15 min readMay 15, 2020

I recently had to migrate around 90GB of data from a SQL server to BigQuery. That’s about 600 million records, spread out over 420 tables. Although this seems like a straight-forward task, it turns out that it is only possible to import SQL Server backups into another SQL Server. What to do?

By browsing the internet (one of my top skills ;-)) and asking around as to how one can migrate SQL Server data, I compiled list of four common approaches, ordered by decreasing number of times I saw them mentioned:

Export the data from SQL Server in CSV format. Upload the CSVs to Cloud Storage, and import using BigQuery’s import from CSV feature.
Use a managed, commercial ETL tool such as Stitch.
Use Python with Pandas to load data from SQL server (using pyodbc and SQL server’s ODBC connector) and save to BigQuery (using pandas_gbq or the official BigQuery client library). Approaches using other programming languages or libraries, such as Spark, also fall in this category.
Use Apache Sqoop to extract the data to Avro files on Cloud Storage, then import these files using BigQuerys import from Avro feature.

Each of these approaches can work, and might be the best solution depending on your specific circumstances. I briefly looked into each of these before settling on using Apache Sqoop. In the remainder of this story, I’ll look at all the approaches and explain why I didn’t pick them. I’ll then explain how to use Sqoop on GCP.

This story applies equally to other structured database sources such as an Oracle database or a MySQL database, and might even apply to you if your data’s destination is not BigQuery.

Four approaches

CSV file imports and Pandas

Yes, you read that correctly! (source, license).

I’m discussing these two approaches together.

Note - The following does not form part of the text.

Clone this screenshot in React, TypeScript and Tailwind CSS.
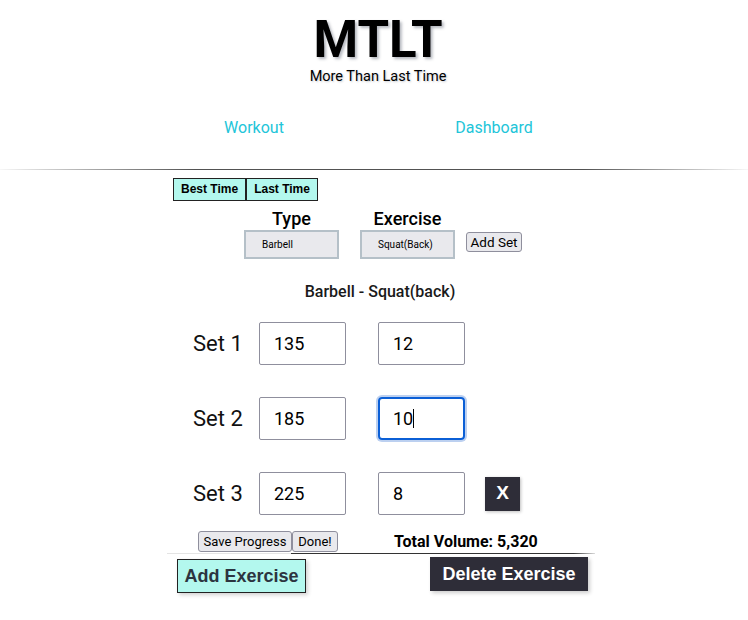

Migration using CSV files or Pandas seems easy, but requires more effort than it seems — either to export the CSV files, or in setting up a Python/Pandas environment and some custom glue-logic coding, or in dealing with issues relating to types. I did not end up using either mainly because it’s easy to run into issues with schema auto-detection and schema incompatibilities between SQL server and BigQuery.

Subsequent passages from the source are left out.